Together, the Woods developed a solution to this challenge.
“We’re excited about this,” Justin Wood said. “We might be able to answer one of the great unsolved mysteries in science. We might be able to characterize the origins and development of knowledge. How do brains change and become shaped by the various experiences we get during our normal lifetime?”
Beyond that, Samantha Wood said, their research can boost understanding of how basic sensory circuits work, which is important for understanding things like visual processing problems, or for understanding the learning mechanisms in the brain, which has important implications for education and teaching.
“It also tells us about how we chose our actions and make decisions,” she said. “That has important applications for understanding decision making and mental health.”
The Woods use chickens because they are one of the few animal species that can be raised in a controlled environment without a caregiver.
“In order to study the origins of knowledge,” Justin Wood said, “we need to control everything in the animal’s world, including all the objects and agents and social partners.
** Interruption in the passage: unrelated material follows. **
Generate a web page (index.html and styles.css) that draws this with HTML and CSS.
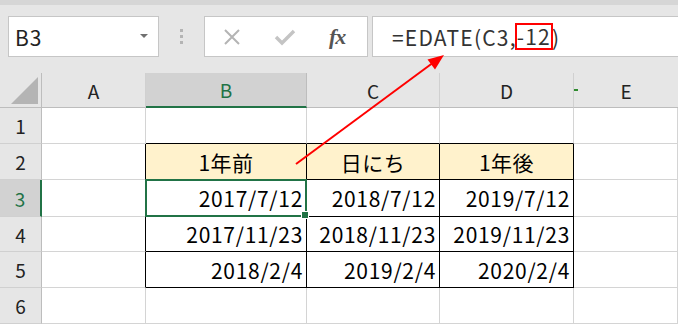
FILE: index.html
```html
<!DOCTYPE html>
<html lang="ja">
<head>
    <meta charset="UTF-8">
    <title>EDATE</title>
    <link rel="stylesheet" href="styles.css">
</head>
<body>
    <div class="toolbar">
        <div class="name-box">
            <span>B3</span>
            <span class="caret"></span>
        </div>
        <div class="grip"><i></i><i></i><i></i></div>
        <div class="fx-buttons">
            <svg class="btn" width="20" height="20" viewBox="0 0 20 20"><path d="M3 3 L17 17 M17 3 L3 17" stroke="#b4b4b4" stroke-width="2" fill="none"/></svg>
            <svg class="btn" width="22" height="20" viewBox="0 0 22 20"><path d="M2 10 L8 16 L20 4" stroke="#c4c4c4" stroke-width="3.4" fill="none"/></svg>
            <span class="fx">fx</span>
        </div>
        <div class="formula">=EDATE(C3,<span class="mark">-12</span>)</div>
    </div>

    <div class="sheet">
        <div class="corner"><div class="tri"></div></div>
        <div class="col-h">A</div>
        <div class="col-h active">B</div>
        <div class="col-h">C</div>
        <div class="col-h">D</div>
        <div class="col-h col-e">E</div>

        <div class="row-h">1</div>
        <div class="cell"></div>
        <div class="cell tb"></div>
        <div class="cell tb"></div>
        <div class="cell tb"></div>
        <div class="cell"></div>

        <div class="row-h">2</div>
        <div class="cell tr"></div>
        <div class="cell head">1年前</div>
        <div class="cell head">日にち</div>
        <div class="cell head">1年後</div>
        <div class="cell"></div>

        <div class="row-h active">3</div>
        <div class="cell tr"></div>
        <div class="cell num selected">2017/7/12</div>
        <div class="cell num">2018/7/12</div>
        <div class="cell num">2019/7/12</div>
        <div class="cell"></div>

        <div class="row-h">4</div>
        <div class="cell tr"></div>
        <div class="cell num">2017/11/23</div>
        <div class="cell num">2018/11/23</div>
        <div class="cell num">2019/11/23</div>
        <div class="cell"></div>

        <div class="row-h">5</div>
        <div class="cell tr"></div>
        <div class="cell num">2018/2/4</div>
        <div class="cell num">2019/2/4</div>
        <div class="cell num">2020/2/4</div>
        <div class="cell"></div>

        <div class="row-h">6</div>
        <div class="cell"></div>
        <div class="cell"></div>
        <div class="cell"></div>
        <div class="cell"></div>
        <div class="cell"></div>
    </div>

    <svg class="arrow" width="678" height="325" viewBox="0 0 678 325">
        <line x1="296" y1="164" x2="434" y2="62" stroke="#ff0000" stroke-width="2"/>
        <polygon points="444,55 435,69.5 427.5,59.5" fill="#ff0000"/>
    </svg>
</body>
</html>
```

FILE: styles.css
```css
* {
    box-sizing: border-box;
}
body {
    margin: 0;
    width: 678px;
    height: 325px;
    overflow: hidden;
    position: relative;
    background: #ffffff;
    font-family: "Noto Sans CJK JP", "Noto Sans", sans-serif;
    color: #000;
}
.toolbar {
    height: 73px;
    background: #e6e6e6;
    border-top: 5px solid #d6d6d6;
    padding-top: 11px;
    display: flex;
    align-items: flex-start;
}
.name-box {
    margin-left: 8px;
    width: 151px;
    height: 41px;
    background: #fff;
    border: 1px solid #c6c6c6;
    display: flex;
    align-items: center;
    justify-content: space-between;
    padding: 0 10px 0 6px;
    font-size: 21px;
    letter-spacing: 1px;
    color: #222;
}
.caret {
    width: 0;
    height: 0;
    border-left: 4px solid transparent;
    border-right: 4px solid transparent;
    border-top: 4px solid #707070;
    margin-top: -2px;
}
.grip {
    width: 45px;
    height: 41px;
    display: flex;
    flex-direction: column;
    align-items: center;
    justify-content: center;
    gap: 3px;
}
.grip i {
    width: 3px;
    height: 3px;
    background: #b4b4b4;
}
.fx-buttons {
    width: 164px;
    height: 41px;
    background: #fff;
    border: 1px solid #c6c6c6;
    display: flex;
    align-items: center;
    padding-left: 17px;
}
.fx-buttons .btn {
    margin-right: 32px;
}
.fx-buttons .btn + .btn {
    margin-right: 33px;
}
.fx {
    font-family: "Liberation Serif", serif;
    font-style: italic;
    font-weight: bold;
    font-size: 22px;
    color: #555;
    letter-spacing: -1px;
}
.formula {
    margin-left: 4px;
    flex: 1;
    height: 41px;
    background: #fff;
    border: 1px solid #c6c6c6;
    border-right: none;
    display: flex;
    align-items: center;
    padding-left: 19px;
    font-size: 21px;
    letter-spacing: 1.2px;
    color: #333;
}
.mark {
    border: 2px solid #ff0000;
    line-height: 23px;
    height: 27px;
    padding: 0;
    margin-left: -2px;
    margin-right: -1px;
}
.sheet {
    display: grid;
    grid-template-columns: 42px 104px 161px 133px 134px 104px;
    grid-template-rows: 35px 36px 36px 37px 35px 36px 36px;
}
.corner {
    background: #e6e6e6;
    border-right: 1px solid #bdbdbd;
    border-bottom: 1px solid #bdbdbd;
    position: relative;
}
.tri {
    position: absolute;
    right: 3px;
    bottom: 3px;
    width: 27px;
    height: 27px;
    background: #b4b4b4;
    clip-path: polygon(100% 0, 100% 100%, 0 100%);
}
.col-h {
    background: #e6e6e6;
    border-right: 1px solid #d0d0d0;
    border-bottom: 1px solid #bdbdbd;
    display: flex;
    align-items: center;
    justify-content: center;
    font-size: 19px;
    color: #222;
}
.col-h.active {
    background: #d2d2d2;
    color: #217346;
    border-bottom: 2px solid #217346;
    border-right-color: #bdbdbd;
}
.col-e {
    position: relative;
    border-right: none;
}
.col-e::before {
    content: "";
    position: absolute;
    left: 0;
    top: 16px;
    width: 4px;
    height: 2px;
    background: #2e8b2e;
}
.row-h {
    background: #e6e6e6;
    border-right: 1px solid #bdbdbd;
    border-bottom: 1px solid #d0d0d0;
    display: flex;
    align-items: center;
    justify-content: center;
    font-size: 19px;
    color: #222;
}
.row-h.active {
    background: #d2d2d2;
    color: #217346;
    border-right: 2px solid #217346;
}
.cell {
    border-right: 1px solid #d4d4d4;
    border-bottom: 1px solid #d4d4d4;
    display: flex;
    align-items: center;
    font-size: 21px;
    white-space: nowrap;
}
.cell.tb {
    border-bottom-color: #000;
}
.cell.tr {
    border-right-color: #000;
}
.cell.head {
    background: #fff2cc;
    border-right-color: #000;
    border-bottom-color: #000;
    justify-content: center;
    letter-spacing: 0.5px;
}
.cell.num {
    border-right-color: #000;
    border-bottom-color: #000;
    justify-content: flex-end;
    padding-right: 3px;
    letter-spacing: 0.7px;
}
.selected {
    position: relative;
}
.selected::after {
    content: "";
    position: absolute;
    top: -1px;
    left: -1px;
    right: -1px;
    bottom: -1px;
    border: 2px solid #217346;
}
.selected::before {
    content: "";
    position: absolute;
    right: -3px;
    bottom: -3px;
    width: 6px;
    height: 6px;
    background: #217346;
    border: 1px solid #fff;
    z-index: 1;
}
.arrow {
    position: absolute;
    left: 0;
    top: 0;
    pointer-events: none;
}
```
“With a chicken, we can hatch them in darkness in an incubator. We can move them into a virtual reality chamber in darkness with night vision goggles, and then turn on the world to reveal an entirely controlled virtual experience for the animal without worrying about a mother hen or siblings providing uncontrolled experiences. The core goal is to control all the experiences the animal gets and give those same experiences to a model.”
With this approach, researchers can study the machinery of the mind, what it looks like and how it works.
The Woods believe that understanding development and learning can shed light on vision, learning processing, and even mental disorders.
“If we can take development seriously and understand how the mind develops as a function of experience,” Justin Wood said, “then we might have a chance to figure out how our brains work.”
Justin Wood guessed that, within five years, researchers will have a computational model that develops the same core mental skills as a newborn animal.
“If we have a complete understanding of the origins of knowledge, then we should be able to raise an embodied machine in the same world as an animal,” he said, “and just like the animal, the machine should develop object perception, navigation, social skills, motor skills, and numerical cognition. Like animals, all of these core skills should develop automatically in the machine. Once we have a runnable model that develops that same core mental skills as humans and animals, we’ll be in a position to tackle things like mental disorders.”
Samantha Wood said it might be 10 or more years before that computational model is developed.
“A lot depends on the huge changes we see in the field of artificial intelligence, which is hard to predict.
“Now that we’re seeing more interest in connecting biological intelligence to artificial intelligence, it seems like we’re getting these bursts of artificial intelligence inspiration faster.”
The Woods hope their research leads to a new and mature scientific field, where researchers use artificial intelligence to study the brain and understand how it works.
When that happens, imagine the breakthrough possibilities.